TWO VALLEYS, TWO PERSONALITIES
Barossa Valley
The Barossa is the old soul. German settlers planted here back in the 1800s, and some of those original vines are still cropping today, which is a small miracle when you consider how much can go wrong in two centuries. Old vines are tough customers. They root deep, they fight for every drop of water, and they pay you back in concentration. The result is a Shiraz that arrives with confidence: dark plum, blackberry, a streak of liquorice, and that warm dusting of chocolate and spice that hangs around long after the glass is empty. These are big, deeply coloured wines with smooth tannins and a long, slow finish.
McLaren Vale
Head south towards the coast, and McLaren Vale tells a different story. The sea is the difference. Cool afternoon air rolls in off the Gulf of St Vincent, easing the heat and keeping the fruit lively. You get red plum and blueberry sitting alongside the darker notes, plus a savoury thread of dried herbs and olive that gives the wine a grown-up edge. The tannins feel finer, the acidity fresher, the whole thing leaner and more athletic without losing any muscle. McLaren Vale is also one of the most sustainability-minded wine regions in the country, with a serious organic and biodynamic streak, if that sort of thing earns a wine extra points in your book.
Picking a side (or not)
Here is the part where a lesser guide would crown a champion. I will not, because the honest answer changes depending on the night you are planning. Think of it less as a competition and more as choosing the right tool.
– Reach for Barossa when you want comfort and weight. Slow-cooked lamb, a Sunday roast, a wedge of sharp cheddar by the fire. It is also the smarter cellar buy. A good Barossa Shiraz will keep evolving in the bottle for ten years or more, softening as it goes.
– Reach for McLaren Vale when you want freshness and flexibility. Its brighter fruit and savoury lift make it a natural with grilled meat, peppered steak, charcuterie, or anything off the barbecue. It suits drinkers who find the biggest reds a touch too much.
– Pick by mood, not just by menu. Barossa is the wine that wraps you up. McLaren Vale is the one that keeps the conversation moving.
One thing worth saying plainly: the value in both regions is excellent. You do not need to spend a fortune to drink genuinely well here. Mid-range bottles from solid makers in either valley regularly embarrass wines that cost twice as much from other parts of the world. This is one of the few corners of the wine world where curiosity is cheap.
That curiosity is also the best way to learn, and it is easier than ever to feed it.
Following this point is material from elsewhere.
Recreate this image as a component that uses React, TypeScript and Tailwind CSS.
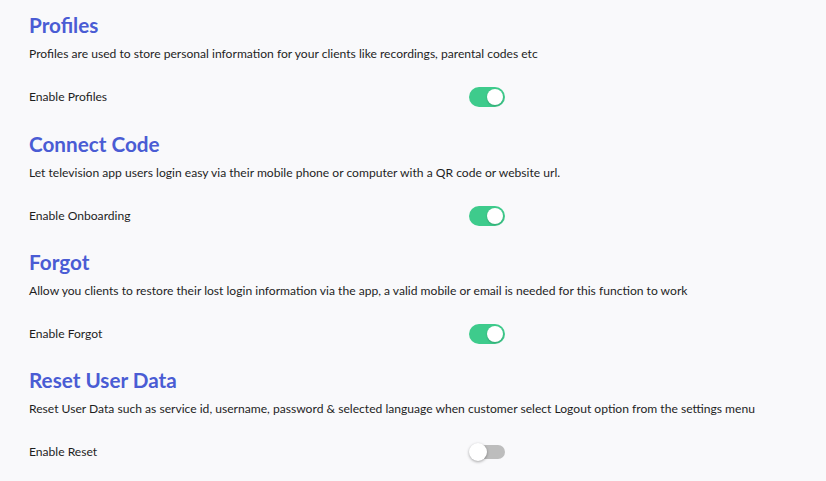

Online merchants such as Just Wines have made it simple to put a Barossa and a McLaren Vale in the same basket and have them turn up at your door together, no road trip required. From there, the real fun begins. Lining the two up at home, glass beside glass, will teach you more about your own palate in a single evening than any tasting note ever could. If you would rather buy McLaren Vale wine on its own first and work up to the comparison, that works just as well.
A few notes that actually matter
Serving temperature is the cheapest upgrade you can make, and most people get it wrong. Both styles show a slightly cool, around eighteen degrees, rather than the warm room temperature most homes sit at. Twenty minutes in the fridge before you pour can turn a wine that seemed heavy and hot into something lifted and alive.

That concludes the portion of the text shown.